South Carolina Lawyers Weekly staff//June 28, 2026//
South Carolina Lawyers Weekly staff//June 28, 2026//
The 4th U.S. Circuit Court of Appeals held that home detention under 18 U.S.C. § 3563(b)(19) may be imposed only as a substitute for incarceration and therefore cannot, when combined with a prison sentence, exceed the maximum term of imprisonment authorized by statute.
The defendant pleaded guilty to two felony offenses in 2018 and was sentenced to imprisonment followed by supervised release. After repeatedly violating the conditions of his supervised release shortly after his release from prison, the U.S. District Court revoked supervision and imposed a sentence of 41 months’ imprisonment followed by a lifetime term of supervised release. As a condition of that supervision, the court also ordered the defendant to serve 629 days of home detention, nearly 21 months.
The defendant moved for reconsideration, arguing that the sentence exceeded the court’s statutory authority. Because the applicable revocation statute authorized a maximum of 48 months’ imprisonment, the defendant contended that after imposing 41 months in prison, the court could require no more than seven additional months of home detention. The district court rejected that argument, concluding that home detention is distinct from incarceration and therefore need not count toward the statutory maximum.
The 4th Circuit disagreed. Focusing on the language of § 3563(b)(19), the court noted that home detention may be imposed “only as an alternative to incarceration.” The panel interpreted “alternative” according to its ordinary meaning as a choice between mutually exclusive options. Under that reading, a court may impose home detention only to the extent that it forgoes an equivalent period of incarceration that otherwise could have been imposed.

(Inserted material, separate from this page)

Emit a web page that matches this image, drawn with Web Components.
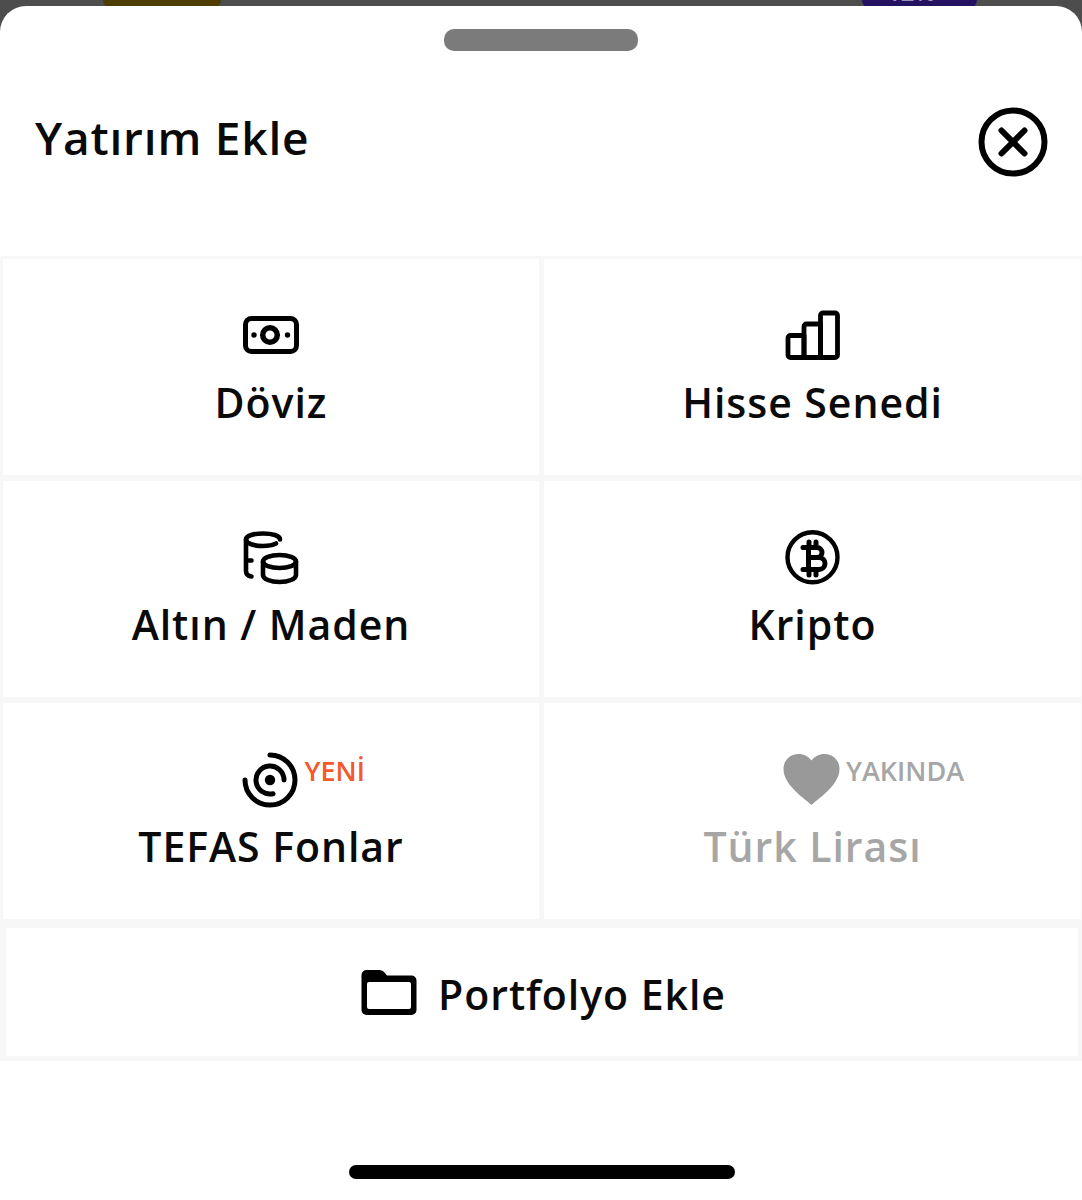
<!DOCTYPE html>
<html lang="tr"><head><meta charset="utf-8"><style>
html,body{margin:0;padding:0;background:#4d4d4d}
body{width:1082px;height:1200px;overflow:hidden;font-family:"Open Sans","Noto Sans",sans-serif}
</style></head><body>
<backdrop-peek></backdrop-peek>
<bottom-sheet>
  <sheet-header slot="header" title-text="Yatırım Ekle"></sheet-header>
  <asset-tile label="Döviz"><svg viewBox="0 0 56 56" width="56" height="56" fill="none" stroke="#000" stroke-width="5"><rect x="2.500" y="10.500" width="51" height="33" rx="6"/><circle cx="27" cy="27" r="7.300" stroke-width="5.500"/><circle cx="11" cy="27" r="2.700" fill="#000" stroke="none"/><circle cx="44.500" cy="27" r="2.700" fill="#000" stroke="none"/></svg></asset-tile>
  <asset-tile label="Hisse Senedi"><svg viewBox="0 0 56 56" width="56" height="56" fill="none" stroke="#000" stroke-width="4.800" stroke-linejoin="round"><path d="M3 30a2.500 2.500 0 0 1 2.500-2.500H19V49.500H5.500A2.500 2.500 0 0 1 3 47z"/><path d="M19 18.500a2.500 2.500 0 0 1 2.500-2.500H35.500V49.500H19z"/><path d="M35.500 7.500a2.500 2.500 0 0 1 2.500-2.500H50a2.500 2.500 0 0 1 2.500 2.500V47a2.500 2.500 0 0 1-2.500 2.500H35.500z"/></svg></asset-tile>
  <asset-tile label="Altın / Maden"><svg viewBox="0 0 56 56" width="56" height="56" fill="none" stroke="#000" stroke-width="4.600" stroke-linecap="round"><path d="M37 9.500C37 5.500 29 3.500 20 3.500S3 5.500 3 9.500s8 6.500 17 6.500c6 0 10-1 13-2.500"/><path d="M3 9.500V41c0 3 2 5 5.500 5.500M3 30.500h5.500"/><ellipse cx="36.500" cy="31.500" rx="16.500" ry="6.500"/><path d="M20 31.500V45c0 4 7.500 7 16.500 7S53 49 53 45V31.500"/></svg></asset-tile>
  <asset-tile label="Kripto"><svg viewBox="0 0 56 56" width="56" height="56" fill="none" stroke="#000"><circle cx="27.500" cy="27.300" r="25" stroke-width="4.400"/><path d="M18 17.500h14a5 5 0 0 1 0 10H24h10a6 6 0 0 1 0 12H18M23.500 17.500v22M24 12v5M31 12v5M24 40v5M31 40v5" stroke-width="5" stroke-linecap="round" stroke-linejoin="round"/></svg></asset-tile>
  <asset-tile label="TEFAS Fonlar" badge="YENİ" badge-color="#f4592b"><svg viewBox="0 0 56 56" width="56" height="56" fill="none" stroke="#000" stroke-width="5" stroke-linecap="round" style="overflow:visible"><path d="M27 3A25 25 0 1 1 2 28"/><path d="M41 28A14 14 0 1 0 30 41.700"/><circle cx="27" cy="28" r="5.200" fill="#000" stroke="none"/></svg></asset-tile>
  <asset-tile label="Türk Lirası" badge="YAKINDA" badge-color="#a6a6a6" muted><svg viewBox="0 0 56 56" width="56" height="56" style="overflow:visible"><path fill="#999" d="M26.500 53C22 48-1.500 34-1.500 17-1.500 8.500 5 2 13.500 2 19 2 23.500 4.500 26.500 8.500 29.500 4.500 34 2 39.500 2 48 2 54.500 8.500 54.500 17 54.500 34 31 48 26.500 53z"/></svg></asset-tile>
  <portfolio-row slot="footer" label="Portfolyo Ekle"><svg viewBox="0 0 56 46" width="56" height="46"><path fill="#000" fill-rule="evenodd" d="M5 0H18c3 0 4 1 5.500 2.500L26 5.500H50.500a5 5 0 0 1 5 5V40a5 5 0 0 1-5 5H5.500a5 5 0 0 1-5-5V5a5 5 0 0 1 5-5zM8 12a2 2 0 0 0-2 2V37a2 2 0 0 0 2 2H48a2 2 0 0 0 2-2V14a2 2 0 0 0-2-2z"/></svg></portfolio-row>
</bottom-sheet>
<script>
const T=(html)=>{const t=document.createElement('template');t.innerHTML=html;return t};
class Base extends HTMLElement{
  mount(t){const r=this.attachShadow({mode:'open'});r.appendChild(t.content.cloneNode(true));return r}
}
const peekT=T(`<style>:host{display:block;height:6px;position:relative;overflow:hidden}
.y,.p{position:absolute;top:0;height:8px}
.y{left:103px;width:118px;background:#4d3d00;border-radius:0 0 8px 8px}
.p{left:862px;width:115px;background:#23125f;border-radius:0 0 8px 8px}
.p span{position:absolute;left:25px;top:-22px;font:600 24px/28px "Open Sans",sans-serif;color:#9a94b8;white-space:nowrap}</style><div class="y"></div><div class="p"><span>12%</span></div>`);
customElements.define('backdrop-peek',class extends Base{connectedCallback(){this.mount(peekT)}});
const sheetT=T(`<style>
:host{display:block;height:1194px;background:#fff;border-radius:26px 26px 0 0;position:relative}
.handle{width:194px;height:22px;border-radius:10px;background:#7b7b7b;margin:0 auto;transform:translateY(23px)}
.head{height:250px;box-sizing:border-box;padding-top:0}
.grid{display:grid;grid-template-columns:536px 537px;column-gap:5px;row-gap:6px;background:#f7f7f7;padding:3px 0 2px 3px;width:1082px;box-sizing:border-box}
.foot{padding:7px 4px 5px 6px;background:#f7f7f7}
.home{position:absolute;left:349px;top:1159px;width:386px;height:14px;border-radius:7px;background:#000}
</style><div class="head"><div class="handle"></div><slot name="header"></slot></div><div class="grid"><slot></slot></div><div class="foot"><slot name="footer"></slot></div><div class="home"></div>`);
customElements.define('bottom-sheet',class extends Base{connectedCallback(){this.mount(sheetT)}});
const headT=T(`<style>:host{display:flex;justify-content:space-between;align-items:center;padding:73px 34px 0 35px}
h1{margin:0 0 4px;font:600 46px/60px "Open Sans",sans-serif;color:#0a0a0a;letter-spacing:.8px}
svg{display:block;margin-top:6px}</style><h1></h1><svg viewBox="0 0 70 70" width="70" height="70" fill="none" stroke="#000" stroke-linecap="round"><circle cx="35" cy="35" r="31.500" stroke-width="6"/><path d="M23.500 23.500l23 23M46.500 23.500l-23 23" stroke-width="6"/></svg>`);
customElements.define('sheet-header',class extends Base{connectedCallback(){this.mount(headT).querySelector('h1').textContent=this.getAttribute('title-text')}});
const tileT=T(`<style>:host{display:block;height:216px;background:#fff}
.c{display:flex;flex-direction:column;align-items:center;padding-top:49px}
.i{position:relative;height:56px;width:56px}
.b{position:absolute;left:61.500px;top:2px;font:600 27px/34px "Open Sans",sans-serif;white-space:nowrap}
.l{margin-top:11px;font:600 41px/54px "Open Sans",sans-serif;color:#0a0a0a;letter-spacing:.95px;white-space:nowrap}
:host([muted]) .l{color:#a6a6a6}
</style><div class="c"><div class="i"><slot></slot><span class="b"></span></div><div class="l"></div></div>`);
customElements.define('asset-tile',class extends Base{connectedCallback(){const r=this.mount(tileT);r.querySelector('.l').textContent=this.getAttribute('label');const b=r.querySelector('.b');b.textContent=this.getAttribute('badge')||'';b.style.color=this.getAttribute('badge-color')||''}});
const rowT=T(`<style>:host{display:flex;align-items:center;justify-content:center;gap:21px;height:128px;box-sizing:border-box;padding:3px 0 0 3px;background:#fff}
.l{font:600 41px/54px "Open Sans",sans-serif;color:#0a0a0a;letter-spacing:.95px}
::slotted(svg){display:block;margin-top:-2px}
</style><slot></slot><span class="l"></span>`);
customElements.define('portfolio-row',class extends Base{connectedCallback(){this.mount(rowT).querySelector('.l').textContent=this.getAttribute('label')}});
</script></body></html>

Because the defendant received 41 months of imprisonment, the district court had authority to impose no more than seven additional months of home detention as a substitute for the remaining seven months of incarceration available under the 48-month statutory cap. The court rejected the government’s argument that no one-for-one limitation exists, reasoning that such an interpretation would provide no meaningful limit on the duration of home confinement.
Accordingly, the court vacated the sentence and remanded for resentencing.
The 6 page opinion is U.S. v. Watson, Lawyers Weekly No. 001-206-26.